## [REQUIRED WORK]
Pictures excluded, reproduce exactly the lines below from the one with "Write a component" through the one with "import React from 'react';", both included.

## [GIVEN ENTRIES]
+ + + +
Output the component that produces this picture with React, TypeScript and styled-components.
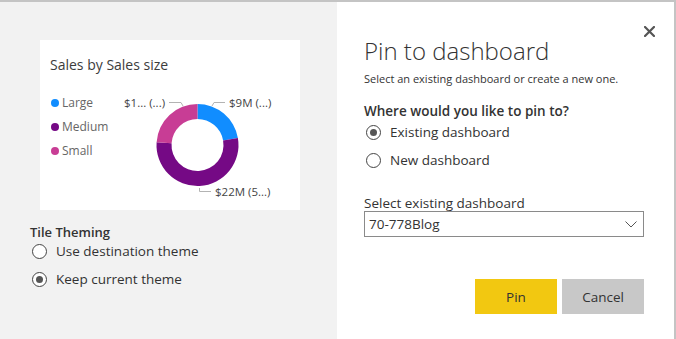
+ + + +
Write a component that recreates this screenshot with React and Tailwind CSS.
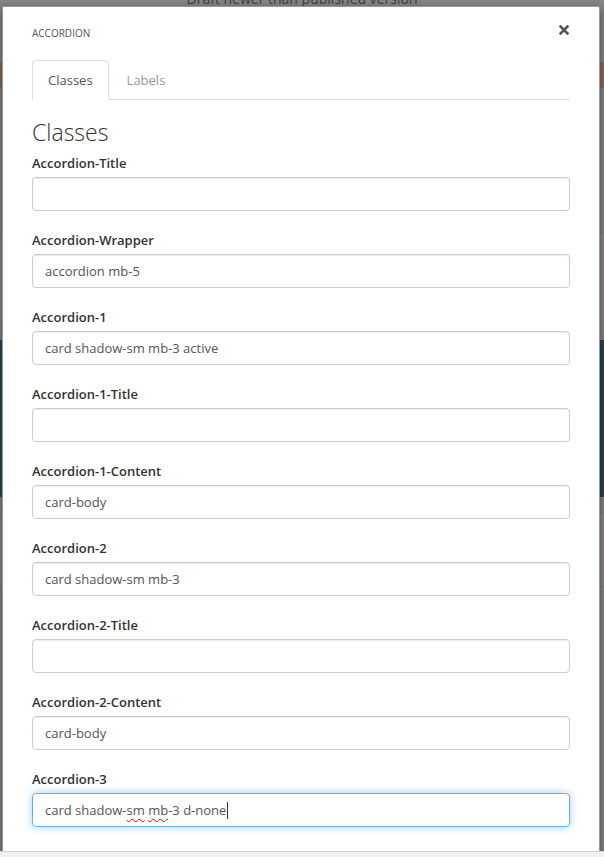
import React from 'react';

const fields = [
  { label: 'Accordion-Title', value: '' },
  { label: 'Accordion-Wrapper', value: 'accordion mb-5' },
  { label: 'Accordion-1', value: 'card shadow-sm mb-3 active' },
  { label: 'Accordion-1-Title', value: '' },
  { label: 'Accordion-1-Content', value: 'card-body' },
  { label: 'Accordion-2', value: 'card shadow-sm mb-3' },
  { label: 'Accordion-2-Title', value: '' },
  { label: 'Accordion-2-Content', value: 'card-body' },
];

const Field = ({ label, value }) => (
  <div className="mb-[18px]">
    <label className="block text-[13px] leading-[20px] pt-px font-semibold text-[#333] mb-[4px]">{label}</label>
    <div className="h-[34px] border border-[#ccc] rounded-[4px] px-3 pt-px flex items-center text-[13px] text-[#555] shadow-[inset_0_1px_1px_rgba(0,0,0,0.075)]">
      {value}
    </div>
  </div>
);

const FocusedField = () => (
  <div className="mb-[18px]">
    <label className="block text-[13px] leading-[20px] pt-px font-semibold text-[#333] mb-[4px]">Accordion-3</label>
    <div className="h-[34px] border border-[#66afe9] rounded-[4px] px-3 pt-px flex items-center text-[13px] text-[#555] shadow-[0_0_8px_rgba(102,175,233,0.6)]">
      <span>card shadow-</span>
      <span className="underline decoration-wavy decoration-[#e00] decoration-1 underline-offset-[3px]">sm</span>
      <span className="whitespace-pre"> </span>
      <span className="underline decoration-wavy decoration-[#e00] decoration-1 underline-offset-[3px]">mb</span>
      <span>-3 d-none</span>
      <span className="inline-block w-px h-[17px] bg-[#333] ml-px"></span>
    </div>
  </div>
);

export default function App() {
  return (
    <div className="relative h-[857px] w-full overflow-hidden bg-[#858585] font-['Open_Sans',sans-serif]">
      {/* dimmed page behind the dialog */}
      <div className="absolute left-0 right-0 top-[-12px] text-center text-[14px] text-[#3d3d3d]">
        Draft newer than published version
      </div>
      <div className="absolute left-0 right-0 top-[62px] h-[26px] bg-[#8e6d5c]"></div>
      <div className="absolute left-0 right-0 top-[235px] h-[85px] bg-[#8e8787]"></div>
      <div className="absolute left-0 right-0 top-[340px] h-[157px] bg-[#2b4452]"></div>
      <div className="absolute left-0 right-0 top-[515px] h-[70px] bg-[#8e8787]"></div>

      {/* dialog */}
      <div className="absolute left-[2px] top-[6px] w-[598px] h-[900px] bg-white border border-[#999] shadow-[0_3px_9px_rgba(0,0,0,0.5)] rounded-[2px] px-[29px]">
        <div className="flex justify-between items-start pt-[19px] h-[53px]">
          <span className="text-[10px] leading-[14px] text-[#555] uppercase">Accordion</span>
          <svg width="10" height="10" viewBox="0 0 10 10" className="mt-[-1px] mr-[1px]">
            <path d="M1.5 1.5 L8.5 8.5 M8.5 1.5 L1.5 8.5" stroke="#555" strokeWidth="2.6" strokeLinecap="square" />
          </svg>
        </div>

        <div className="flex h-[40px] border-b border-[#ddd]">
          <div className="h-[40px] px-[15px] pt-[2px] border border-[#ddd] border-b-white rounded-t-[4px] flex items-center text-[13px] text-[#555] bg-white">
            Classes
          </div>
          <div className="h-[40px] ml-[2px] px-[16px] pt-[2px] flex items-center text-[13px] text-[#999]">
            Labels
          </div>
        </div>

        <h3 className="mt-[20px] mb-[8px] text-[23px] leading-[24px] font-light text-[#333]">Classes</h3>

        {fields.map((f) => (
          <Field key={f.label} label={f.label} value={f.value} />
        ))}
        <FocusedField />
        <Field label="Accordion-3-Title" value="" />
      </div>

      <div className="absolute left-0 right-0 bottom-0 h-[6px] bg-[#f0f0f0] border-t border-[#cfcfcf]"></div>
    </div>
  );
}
+ + + +
## [RESULT FOR THIS EXERCISE]
Write a component that recreates this screenshot with React and Tailwind CSS.
import React from 'react';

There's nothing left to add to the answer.